The First of Seven-The Grand Canyon


Cullen Langley, Writer

For the next six weeks I am going to talk about the seven natural wonders of the world. The Seven Wonders of the Natural World include.

  • 1) Rio Harbour – Rio de Janeiro, Brazil.
  • 2) The Great Barrier Reef, Queensland, Australia.
  • 3) Grand Canyon, Arizona, USA.
  • 4) Aurora Borealis, Various.
  • 5) Victoria Falls, Zambia and Zimbabwe.
  • 6) Paricutin, Michoacan, Mexico.
  • 7) Mount Everest, Nepal and China.

The first Natural Wonder, and the one closest to us, is the Grand Canyon. The Grand Canyon is located in Arizona. The canyon is 277 miles long, 6093 feet or 1,857 meters deep, and 18 miles wide and its widest point. The canyon was formed over millions of years by the Colorado River eroding the soil and rock beneath it. While still disagreed upon, scientists believe the Colorado River established its course through the canyon five to six million years ago. Modern humans only evolved from their ancestors around 200,000 years ago. Native Americans, such as the Pueblo, revered the Canyon as a holy site and would make pilgrimages to it. European explorers found the canyon in 1540 on an expedition led by Captain García López de Cárdenas and a group of Spanish soldiers, along with guides from the Hopi Native American group traveled to the south rim of the Grand Canyon. The next recorded Europeans didn’t visit the canyon for another 200 or more years. The next believed explorer was in 1826. His name was James Ohio Pattie and he was with a group of trappers.

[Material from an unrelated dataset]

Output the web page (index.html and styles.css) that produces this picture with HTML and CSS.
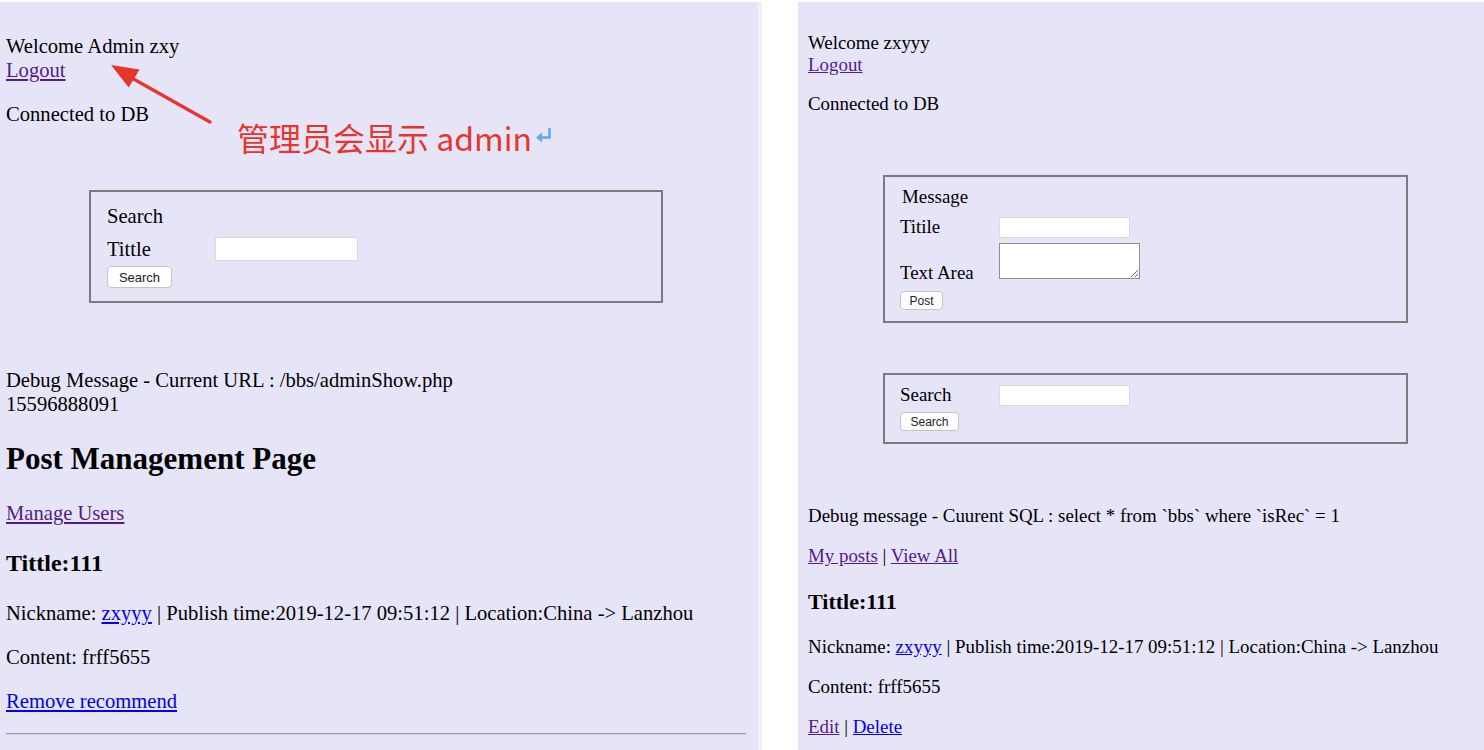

President Theodore Roosevelt visited the canyon in 1903 and in 1906 Roosevelt, along with his group of fellow conservationists, formed the National Parks Service and established the canyon as a national monument. Eleven years later, on February 26th, the canyon was turned into the 17th park by an Act of Congress signed into law by then President Woodrow Wilson. The canyon is still available to visit today.